» **GIVEN EXERCISE**
Go through the material and write it all out exactly, minus the pictures.
------------------------------------------------------------
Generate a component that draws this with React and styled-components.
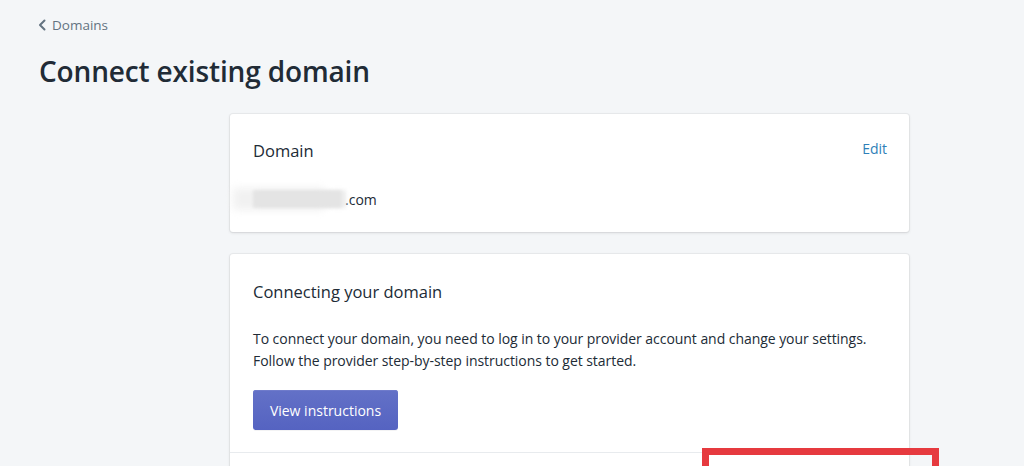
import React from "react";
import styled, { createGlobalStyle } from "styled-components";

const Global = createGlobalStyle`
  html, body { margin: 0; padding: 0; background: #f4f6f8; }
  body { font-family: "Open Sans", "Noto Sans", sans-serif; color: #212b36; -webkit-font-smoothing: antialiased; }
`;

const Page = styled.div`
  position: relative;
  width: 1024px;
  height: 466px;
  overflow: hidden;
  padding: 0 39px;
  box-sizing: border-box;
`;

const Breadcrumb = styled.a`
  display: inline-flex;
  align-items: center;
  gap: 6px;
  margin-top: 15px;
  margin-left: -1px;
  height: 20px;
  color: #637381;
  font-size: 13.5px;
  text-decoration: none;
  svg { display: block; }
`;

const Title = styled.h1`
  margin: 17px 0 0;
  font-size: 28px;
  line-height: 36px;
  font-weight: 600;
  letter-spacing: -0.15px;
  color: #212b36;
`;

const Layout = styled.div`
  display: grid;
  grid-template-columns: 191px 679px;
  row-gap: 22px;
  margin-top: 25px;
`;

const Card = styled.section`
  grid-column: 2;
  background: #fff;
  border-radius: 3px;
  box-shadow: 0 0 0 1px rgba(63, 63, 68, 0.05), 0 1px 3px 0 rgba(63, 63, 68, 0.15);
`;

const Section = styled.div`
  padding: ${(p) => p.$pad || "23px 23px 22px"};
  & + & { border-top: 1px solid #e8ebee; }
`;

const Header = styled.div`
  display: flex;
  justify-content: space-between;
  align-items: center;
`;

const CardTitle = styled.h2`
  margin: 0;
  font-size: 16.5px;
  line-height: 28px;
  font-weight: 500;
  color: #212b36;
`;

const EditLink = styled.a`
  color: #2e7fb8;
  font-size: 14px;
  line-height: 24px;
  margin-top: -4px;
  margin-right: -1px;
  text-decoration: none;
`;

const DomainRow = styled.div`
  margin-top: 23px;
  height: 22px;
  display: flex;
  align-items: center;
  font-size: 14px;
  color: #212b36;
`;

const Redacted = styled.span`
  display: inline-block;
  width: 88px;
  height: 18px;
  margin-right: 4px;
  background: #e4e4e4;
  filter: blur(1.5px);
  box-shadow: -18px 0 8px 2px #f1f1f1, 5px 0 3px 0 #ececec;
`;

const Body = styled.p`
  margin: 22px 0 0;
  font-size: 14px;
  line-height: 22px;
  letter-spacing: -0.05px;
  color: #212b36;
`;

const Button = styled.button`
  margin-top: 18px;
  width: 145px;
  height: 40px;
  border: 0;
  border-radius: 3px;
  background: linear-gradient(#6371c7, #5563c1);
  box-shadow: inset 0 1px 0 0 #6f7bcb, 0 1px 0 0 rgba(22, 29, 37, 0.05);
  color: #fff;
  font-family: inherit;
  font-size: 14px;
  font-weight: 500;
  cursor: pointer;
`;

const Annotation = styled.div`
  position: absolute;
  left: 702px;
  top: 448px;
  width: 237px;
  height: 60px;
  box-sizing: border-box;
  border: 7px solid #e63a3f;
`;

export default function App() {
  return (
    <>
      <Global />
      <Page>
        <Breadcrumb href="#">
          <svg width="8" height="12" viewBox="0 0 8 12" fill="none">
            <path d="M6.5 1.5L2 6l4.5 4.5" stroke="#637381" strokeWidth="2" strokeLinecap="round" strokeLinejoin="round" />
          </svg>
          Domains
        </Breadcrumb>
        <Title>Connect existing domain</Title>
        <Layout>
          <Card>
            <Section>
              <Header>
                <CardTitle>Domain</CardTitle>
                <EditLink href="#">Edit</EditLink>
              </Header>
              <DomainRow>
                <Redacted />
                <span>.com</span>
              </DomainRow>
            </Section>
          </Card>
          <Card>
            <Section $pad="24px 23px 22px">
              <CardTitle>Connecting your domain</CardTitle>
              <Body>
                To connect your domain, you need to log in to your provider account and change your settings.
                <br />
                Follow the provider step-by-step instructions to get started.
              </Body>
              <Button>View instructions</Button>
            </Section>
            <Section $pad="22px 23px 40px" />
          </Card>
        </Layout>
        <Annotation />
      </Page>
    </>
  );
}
------------------------------------------------------------
» **CORRECT RESULT**
Generate a component that draws this with React and styled-components.
import React from "react";
import styled, { createGlobalStyle } from "styled-components";

const Global = createGlobalStyle`
  html, body { margin: 0; padding: 0; background: #f4f6f8; }
  body { font-family: "Open Sans", "Noto Sans", sans-serif; color: #212b36; -webkit-font-smoothing: antialiased; }
`;

const Page = styled.div`
  position: relative;
  width: 1024px;
  height: 466px;
  overflow: hidden;
  padding: 0 39px;
  box-sizing: border-box;
`;

const Breadcrumb = styled.a`
  display: inline-flex;
  align-items: center;
  gap: 6px;
  margin-top: 15px;
  margin-left: -1px;
  height: 20px;
  color: #637381;
  font-size: 13.5px;
  text-decoration: none;
  svg { display: block; }
`;

const Title = styled.h1`
  margin: 17px 0 0;
  font-size: 28px;
  line-height: 36px;
  font-weight: 600;
  letter-spacing: -0.15px;
  color: #212b36;
`;

const Layout = styled.div`
  display: grid;
  grid-template-columns: 191px 679px;
  row-gap: 22px;
  margin-top: 25px;
`;

const Card = styled.section`
  grid-column: 2;
  background: #fff;
  border-radius: 3px;
  box-shadow: 0 0 0 1px rgba(63, 63, 68, 0.05), 0 1px 3px 0 rgba(63, 63, 68, 0.15);
`;

const Section = styled.div`
  padding: ${(p) => p.$pad || "23px 23px 22px"};
  & + & { border-top: 1px solid #e8ebee; }
`;

const Header = styled.div`
  display: flex;
  justify-content: space-between;
  align-items: center;
`;

const CardTitle = styled.h2`
  margin: 0;
  font-size: 16.5px;
  line-height: 28px;
  font-weight: 500;
  color: #212b36;
`;

const EditLink = styled.a`
  color: #2e7fb8;
  font-size: 14px;
  line-height: 24px;
  margin-top: -4px;
  margin-right: -1px;
  text-decoration: none;
`;

const DomainRow = styled.div`
  margin-top: 23px;
  height: 22px;
  display: flex;
  align-items: center;
  font-size: 14px;
  color: #212b36;
`;

const Redacted = styled.span`
  display: inline-block;
  width: 88px;
  height: 18px;
  margin-right: 4px;
  background: #e4e4e4;
  filter: blur(1.5px);
  box-shadow: -18px 0 8px 2px #f1f1f1, 5px 0 3px 0 #ececec;
`;

const Body = styled.p`
  margin: 22px 0 0;
  font-size: 14px;
  line-height: 22px;
  letter-spacing: -0.05px;
  color: #212b36;
`;

const Button = styled.button`
  margin-top: 18px;
  width: 145px;
  height: 40px;
  border: 0;
  border-radius: 3px;
  background: linear-gradient(#6371c7, #5563c1);
  box-shadow: inset 0 1px 0 0 #6f7bcb, 0 1px 0 0 rgba(22, 29, 37, 0.05);
  color: #fff;
  font-family: inherit;
  font-size: 14px;
  font-weight: 500;
  cursor: pointer;
`;

const Annotation = styled.div`
  position: absolute;
  left: 702px;
  top: 448px;
  width: 237px;
  height: 60px;
  box-sizing: border-box;
  border: 7px solid #e63a3f;
`;

export default function App() {
  return (
    <>
      <Global />
      <Page>
        <Breadcrumb href="#">
          <svg width="8" height="12" viewBox="0 0 8 12" fill="none">
            <path d="M6.5 1.5L2 6l4.5 4.5" stroke="#637381" strokeWidth="2" strokeLinecap="round" strokeLinejoin="round" />
          </svg>
          Domains
        </Breadcrumb>
        <Title>Connect existing domain</Title>
        <Layout>
          <Card>
            <Section>
              <Header>
                <CardTitle>Domain</CardTitle>
                <EditLink href="#">Edit</EditLink>
              </Header>
              <DomainRow>
                <Redacted />
                <span>.com</span>
              </DomainRow>
            </Section>
          </Card>
          <Card>
            <Section $pad="24px 23px 22px">
              <CardTitle>Connecting your domain</CardTitle>
              <Body>
                To connect your domain, you need to log in to your provider account and change your settings.
                <br />
                Follow the provider step-by-step instructions to get started.
              </Body>
              <Button>View instructions</Button>
            </Section>
            <Section $pad="22px 23px 40px" />
          </Card>
        </Layout>
        <Annotation />
      </Page>
    </>
  );
}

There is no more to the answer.